Reisetagebuch "Türkei"

12. Sept. 2018 - Tag: 168 km - Gesamt: 9330 km - Eintrag: Michaela & Udo

Von Tirebolu (Schwarzmeerküste) nach Şebinkarahisar

Kahvaltı - türkisches Frühstück
Kahvaltı - türkisches Frühstück

Bisher haben wir mächtig Schwein gehabt. Das gestrige Sonnenloch über dem Schwarzen Meer scheint aber nur von kurzer Dauer, denn je weiter man die Wetterkarte im Internet gen Westen zieht, desto dichter werden die Regen- und Gewittersymbole. Folglich beschließen wir, die Schwarzmeerroute schon deutlich vor Samsun zu verlassen und über das Pontische Gebirge ins Landesinnere vorzustoßen. Dabei ging dann auch gleich die Hattuşa-Idee mit über Bord, denn Michaela hat im Bal Otel dermaßen gut gefrühstückt, dass sie grünes Licht für einen „Schlenker“ über Kappadokien gegeben hat. Türkenherz, was wünschest du mehr…? 
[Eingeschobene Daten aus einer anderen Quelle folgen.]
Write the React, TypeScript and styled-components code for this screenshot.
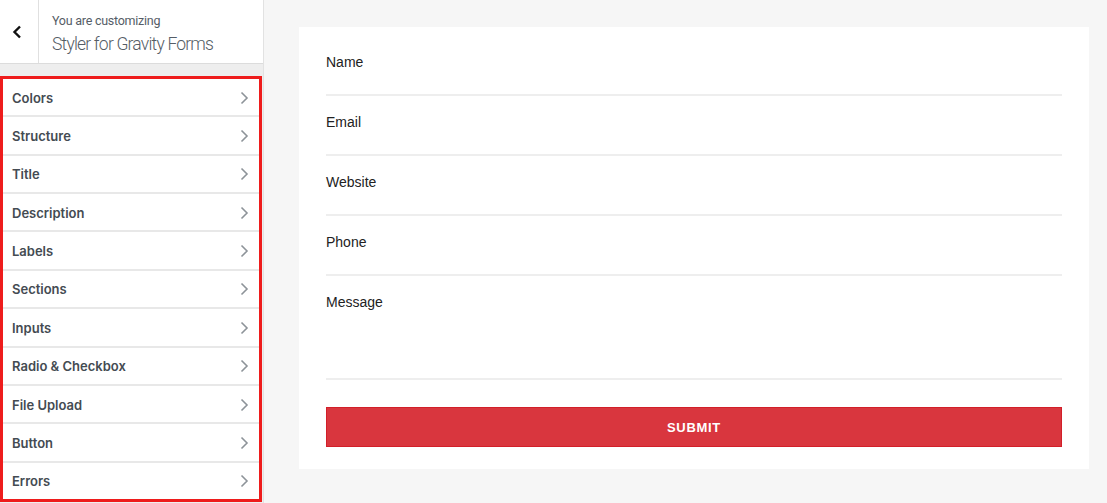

Schwarzmeerküste vor Giresun
Schwarzmeerküste vor Giresun

Mir gefallen harte Szeneriewechsel zugegeben sehr gut, bringen sie doch Spannung und Abwechslung in jede Reise. Und wenn man vom glatten Asphalt der Schwarzmeerroute bei Giresun den Blinker setzt und in das schluchtengierige Flusstal des Aksu Cayi vorstößt, dann weiß man keine 30 Kilometer später und spätestens in Dereli wieder, warum man mit einer Enduro unterwegs ist, die lange Federwege vorweisen kann. Offenbar haben die türkischen Straßenbauer mit dem Durchstich durch das Pontische Küstengebirge über den 2230 Meter hohen Eğribel Pass Größeres vor, denn da wird an allen Engstellen gerade die Straße verbreitert, es werden Felsabsicherungen gegen Steinschläge angebracht und staubige Umleitungen mit leichten Schotterpassagen drücken aufs Reisetempo. Im Rückspiegel nur Erfreuliches: Meine Frau fährt solche straßenbautechnischen Störmanöver inzwischen wie ein Profi, geht locker aus dem Sattel, wenn die Schlaglöcher oder Bodenwellen zu derb werden und bleibt schön gleichmäßig am Gas, wenn grober Baukies den Asphalt ersetzt. Russland war offensichtlich eine gute Schule…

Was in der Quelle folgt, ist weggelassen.